There’s a lot more to the opinion than that but, for me, that’s the crux.
To me, this is quite different than, say, the finding of a theretofore undiscovered Constitutional right of privacy in Griswold. Here, the court is expanding a specifically-listed Constitutional right—the First Amendment’s protection against the abridgment of a free press—by clearing away an interpretation of libel law stemming from a feudal society that the Constitution—indeed, America’s very founding—sought to leave behind.
Thomas might be on firmer ground here if he were objecting more broadly to the selective incorporation of various rights by the judiciary well after the enactment of the Fourteenth Amendment. But he doesn’t seem to be making that argument. Indeed, he seems to acknowledge that the Fourteenth has a role here.

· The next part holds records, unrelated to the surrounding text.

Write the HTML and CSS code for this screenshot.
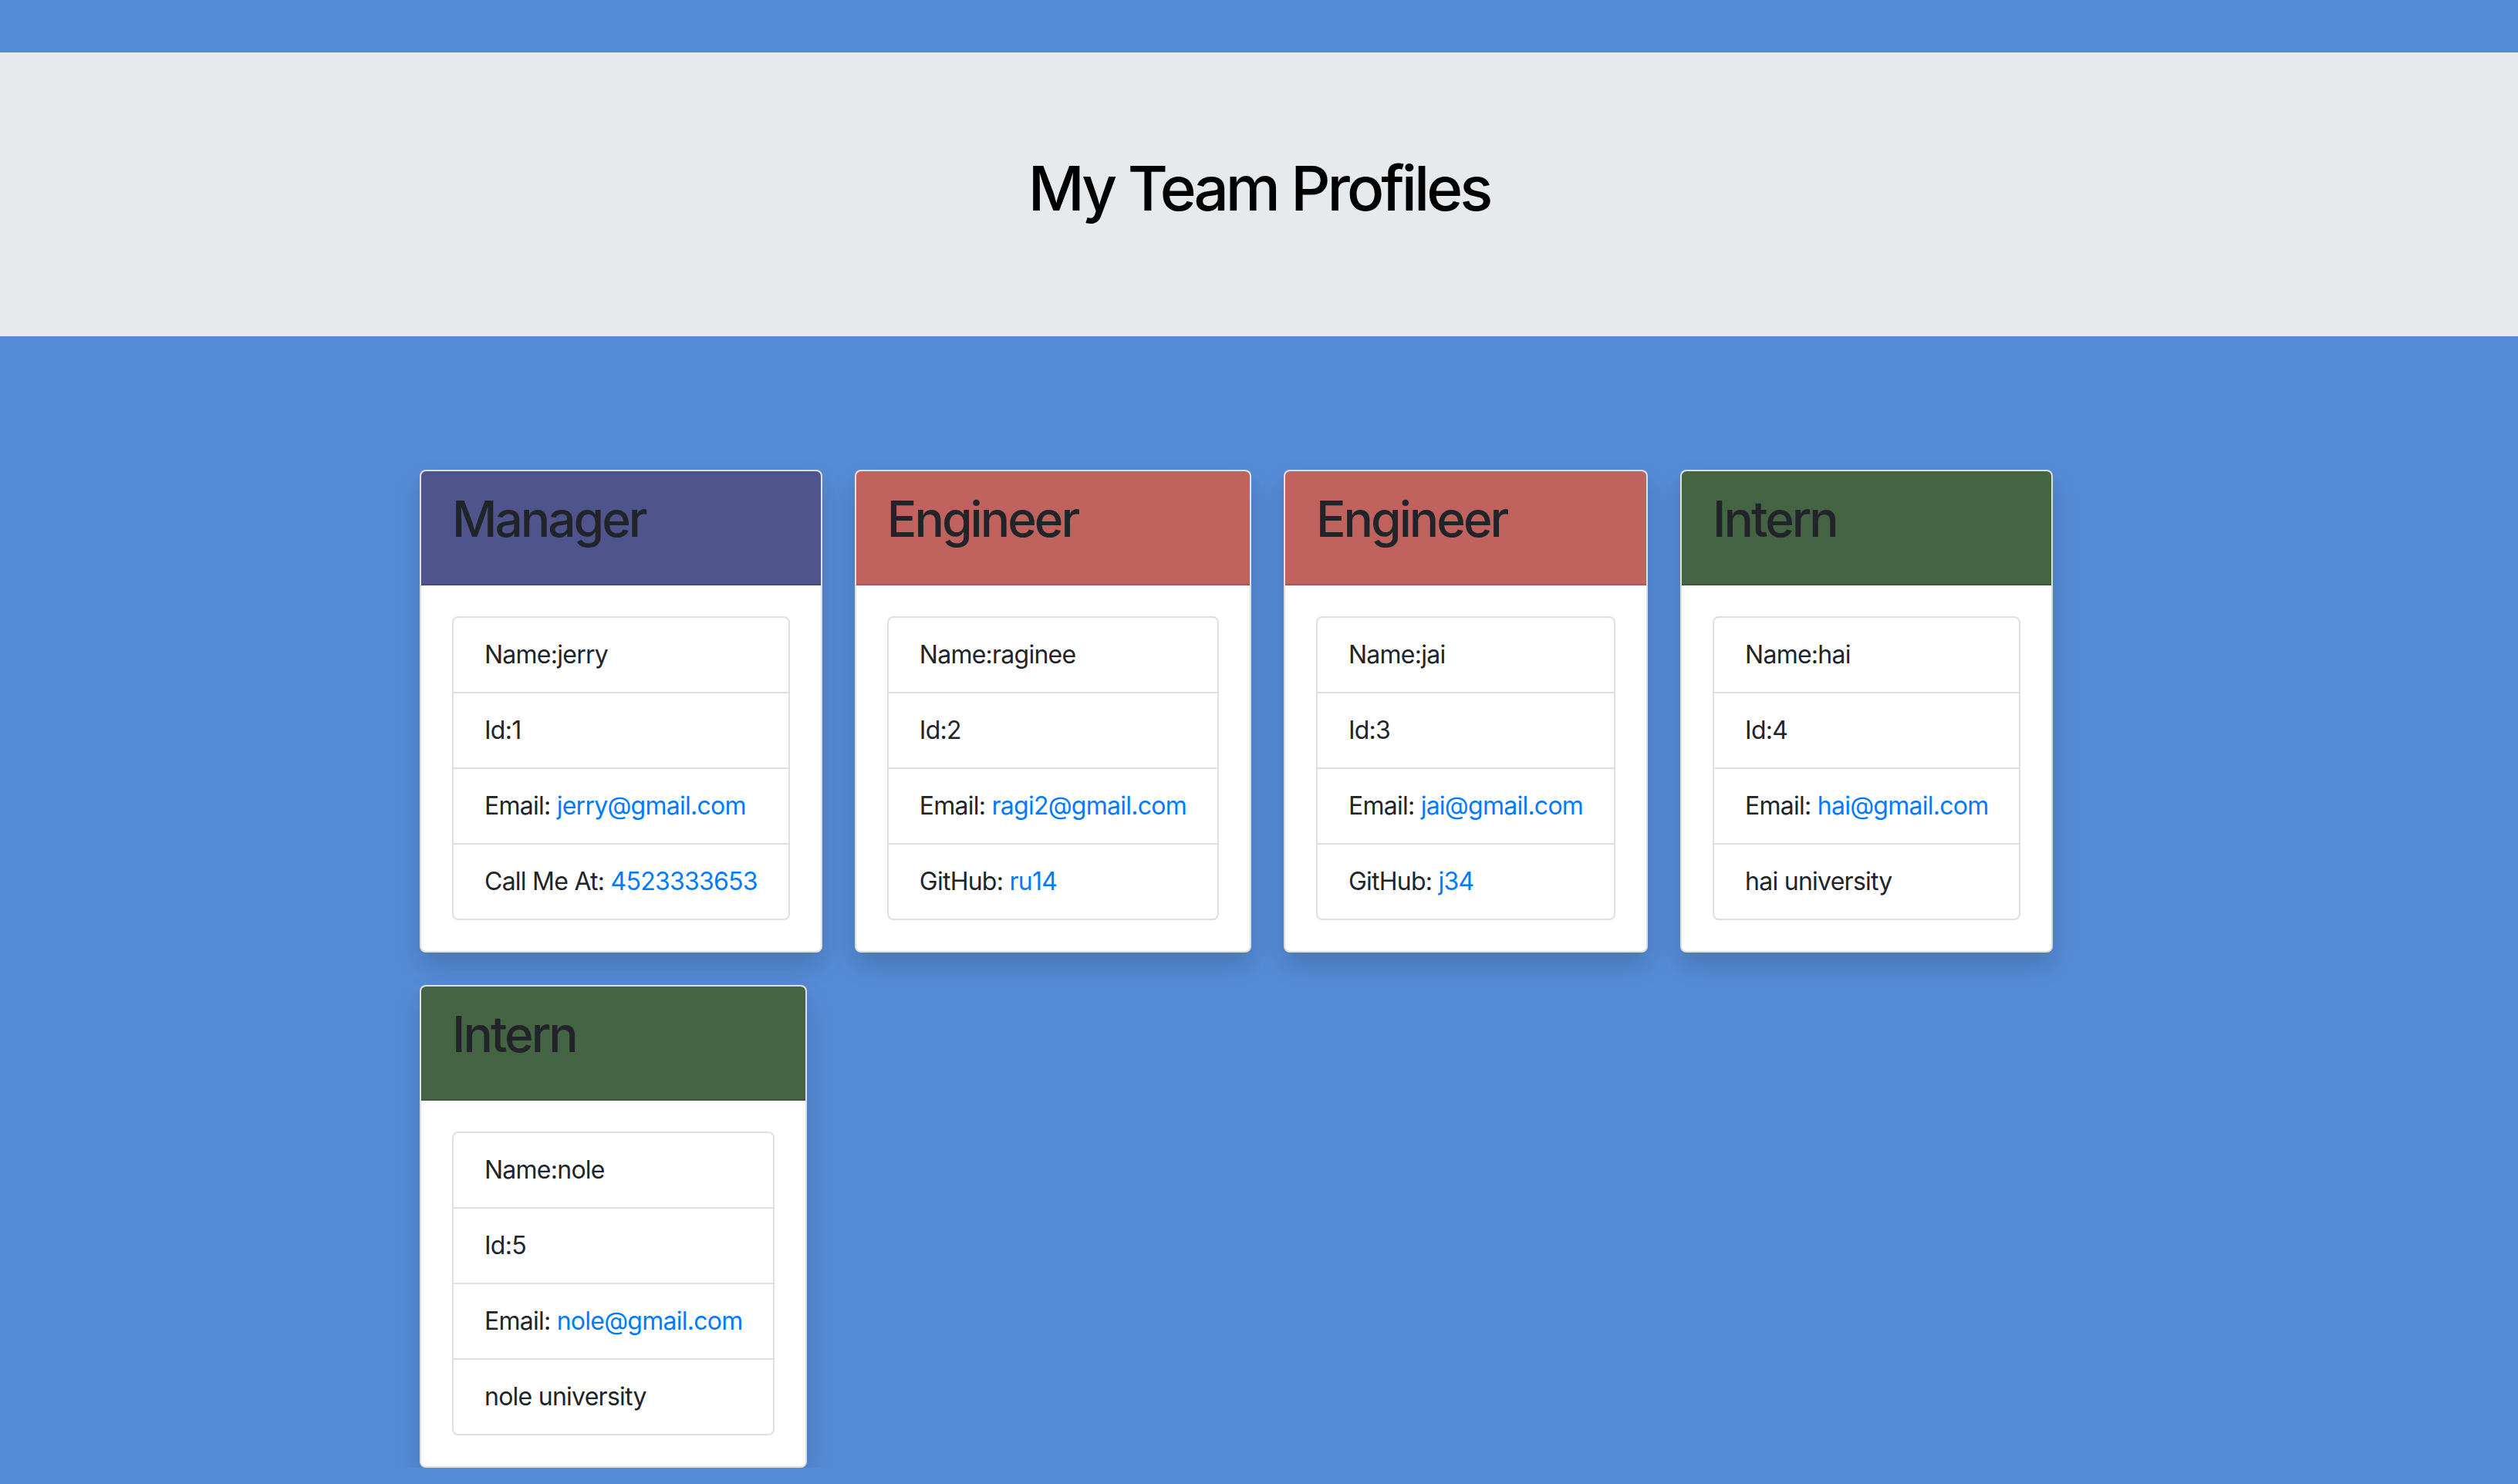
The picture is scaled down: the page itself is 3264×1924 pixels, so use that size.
FILE: index.html
```html
<!DOCTYPE html>
<html lang="en">
<head>
  <meta charset="utf-8">
  <title>My Team</title>
  <link rel="stylesheet" href="styles.css">
</head>
<body>
  <div class="jumbotron">
    <h1>My Team Profiles</h1>
  </div>

  <div class="team">
    <div class="card">
      <div class="card-header manager"><h2>Manager</h2></div>
      <div class="card-body">
        <ul class="list-group">
          <li>Name:jerry</li>
          <li>Id:1</li>
          <li>Email: <a href="mailto:jerry@gmail.com">jerry@gmail.com</a></li>
          <li>Call Me At: <a href="tel:4523333653">4523333653</a></li>
        </ul>
      </div>
    </div>

    <div class="card">
      <div class="card-header engineer"><h2>Engineer</h2></div>
      <div class="card-body">
        <ul class="list-group">
          <li>Name:raginee</li>
          <li>Id:2</li>
          <li>Email: <a href="mailto:ragi2@gmail.com">ragi2@gmail.com</a></li>
          <li>GitHub: <a href="#">ru14</a></li>
        </ul>
      </div>
    </div>

    <div class="card">
      <div class="card-header engineer"><h2>Engineer</h2></div>
      <div class="card-body">
        <ul class="list-group">
          <li>Name:jai</li>
          <li>Id:3</li>
          <li>Email: <a href="mailto:jai@gmail.com">jai@gmail.com</a></li>
          <li>GitHub: <a href="#">j34</a></li>
        </ul>
      </div>
    </div>

    <div class="card">
      <div class="card-header intern"><h2>Intern</h2></div>
      <div class="card-body">
        <ul class="list-group">
          <li>Name:hai</li>
          <li>Id:4</li>
          <li>Email: <a href="mailto:hai@gmail.com">hai@gmail.com</a></li>
          <li>hai university</li>
        </ul>
      </div>
    </div>

    <div class="card">
      <div class="card-header intern"><h2>Intern</h2></div>
      <div class="card-body">
        <ul class="list-group">
          <li>Name:nole</li>
          <li>Id:5</li>
          <li>Email: <a href="mailto:nole@gmail.com">nole@gmail.com</a></li>
          <li>nole university</li>
        </ul>
      </div>
    </div>
  </div>
</body>
</html>
```

FILE: styles.css
```css
body {margin: 0; background: #558bd6; color: #212529; font-family: Inter, "Liberation Sans", sans-serif; font-size: 32px; line-height: 48px; letter-spacing: -0.75px}
a {color: #007bff; text-decoration: none}
ul {margin: 0; padding: 0; list-style: none}

.jumbotron {margin-top: 68px; padding: 128px 64px; background: #e6eaed; text-align: center}
.jumbotron h1 {margin: 0 0 16px; font-size: 80px; line-height: 96px; font-weight: 500; letter-spacing: -4px; color: #000}

.team {box-sizing: border-box; width: 2220px; margin: 0 auto; padding: 173px 0 0 22px; display: flex; flex-wrap: wrap; align-items: flex-start; gap: 42px}

.card {background: #fff; border: 2px solid rgba(0,0,0,.125); border-radius: 8px; box-shadow: 0 16px 32px rgba(0,0,0,.15)}
.card-header {padding: 24px 40px; border-bottom: 2px solid rgba(0,0,0,.125); border-radius: 6px 6px 0 0}
.card-header h2 {margin: 0 0 22px; font-size: 64px; line-height: 76px; font-weight: 500; letter-spacing: -3px; color: #212529}
.manager {background: #4f558c}
.engineer {background: #c0635e}
.intern {background: #456443}

.card-body {padding: 40px}
.list-group {border: 2px solid rgba(0,0,0,.125); border-radius: 8px}
.list-group li {padding: 24px 40px; white-space: nowrap}
.list-group li + li {border-top: 2px solid rgba(0,0,0,.125)}
```
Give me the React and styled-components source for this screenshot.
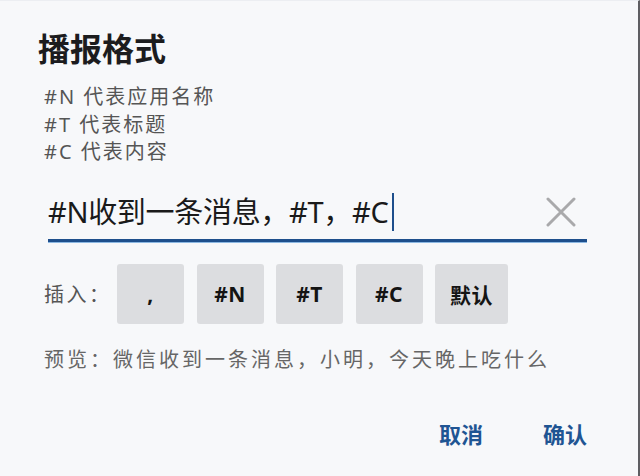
import React from "react";
import styled, { createGlobalStyle } from "styled-components";

const GlobalStyle = createGlobalStyle`
  html, body { margin: 0; padding: 0; background: #f7f8fa; }
  body { font-family: "Noto Sans", "Noto Sans CJK SC", sans-serif; }
  * { box-sizing: border-box; }
`;

const Dialog = styled.div`
  width: 640px;
  height: 476px;
  padding: 29px 0 0 38px;
  background: #f7f8fa;
  border-right: 2px solid #5e5e62;
  border-top: 1px solid #eceef2;
  display: flex;
  flex-direction: column;
`;

const Title = styled.h1`
  margin: 0;
  font-size: 32px;
  line-height: 38px;
  font-weight: 700;
  color: #1c1c1e;
`;

const Help = styled.div`
  margin: 15px 0 0 6px;
  font-size: 20px;
  line-height: 27.5px;
  letter-spacing: 2px;
  color: #555;
`;

const Field = styled.div`
  margin: 24px 0 0 10px;
  width: 539px;
  display: flex;
  align-items: center;
  padding: 2px 11px 7px 0;
  border-bottom: 3px solid #1e4f8c;
  box-shadow: 0 1px 0 #8cb8e2;
`;

const Value = styled.div`
  flex: 1;
  font-size: 29px;
  line-height: 40px;
  letter-spacing: -0.3px;
  color: #1a1a1a;
  display: flex;
  align-items: center;
`;

const Caret = styled.span`
  display: inline-block;
  width: 2px;
  height: 38px;
  background: #1e4f8c;
  margin-left: 3px;
`;

const ClearButton = styled.button`
  border: 0;
  background: none;
  padding: 0;
  width: 30px;
  height: 30px;
  display: flex;
  cursor: pointer;
`;

const InsertRow = styled.div`
  margin: 22px 0 0 6px;
  display: flex;
  align-items: center;
`;

const Label = styled.span`
  font-size: 20px;
  color: #555;
  width: 73px;
  letter-spacing: 2.5px;
`;

const Chips = styled.div`
  display: flex;
  gap: 12.5px;
`;

const Chip = styled.button`
  width: ${(p) => p.$w || 67}px;
  height: 60px;
  border: 0;
  border-radius: 3px;
  background: #dcdde0;
  font-family: "Noto Sans", "Noto Sans CJK SC", sans-serif;
  font-size: 21px;
  font-weight: 700;
  letter-spacing: 0.5px;
  color: #141414;
  padding: 0;
`;

const Preview = styled.div`
  margin: 21px 0 0 6px;
  font-size: 20px;
  line-height: 30px;
  color: #666;
  letter-spacing: 3px;
  white-space: nowrap;
`;

const Footer = styled.div`
  margin-top: 44px;
  width: 549px;
  display: flex;
  justify-content: flex-end;
  gap: 60px;
`;

const Action = styled.button`
  border: 0;
  background: none;
  padding: 0;
  font-family: "Noto Sans", "Noto Sans CJK SC", sans-serif;
  font-size: 22px;
  line-height: 30px;
  font-weight: 700;
  color: #1f5593;
`;

export default function App() {
  return (
    <>
      <GlobalStyle />
      <Dialog>
        <Title>播报格式</Title>
        <Help>
          <div>#N 代表应用名称</div>
          <div>#T 代表标题</div>
          <div>#C 代表内容</div>
        </Help>
        <Field>
          <Value>
            #N收到一条消息，#T，#C<Caret />
          </Value>
          <ClearButton aria-label="清除">
            <svg width="30" height="30" viewBox="0 0 30 30">
              <path d="M2 2 L28 28 M28 2 L2 28" stroke="#a9a9ab" strokeWidth="3" strokeLinecap="round" />
            </svg>
          </ClearButton>
        </Field>
        <InsertRow>
          <Label>插入：</Label>
          <Chips>
            <Chip>,</Chip>
            <Chip>#N</Chip>
            <Chip>#T</Chip>
            <Chip>#C</Chip>
            <Chip $w={73}>默认</Chip>
          </Chips>
        </InsertRow>
        <Preview>预览：微信收到一条消息，小明，今天晚上吃什么</Preview>
        <Footer>
          <Action>取消</Action>
          <Action>确认</Action>
        </Footer>
      </Dialog>
    </>
  );
}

Beyond all of that, even if one takes a textual or strict constructionist view of Constitutional interpretation, there’s the matter of stare decisis. Even the late Antonin Scalia granted that there was such a thing as settled law. While longer-standing precedents than Sullivan have indeed been overturned, it’s usually only in extreme cases like the infamous “separate but equal” ruling in Plessy v Furguson. While I understand where Thomas is coming from with regard to judge-made law, there really needs to be a good public policy reason to overturn something this established—especially since doing so goes in the direction of diminishing, rather than enhancing, freedom.
UPDATE: As noted in the earlier post about the Covington lawsuit, I do think it’s worth considering whether post-Sullivan decisions may have gone too far in making public figures out of ordinary citizens. But the core holding in Sullivan strikes me as both consistent with the Constitution and the Common Law principles of free expression when applied to public officials.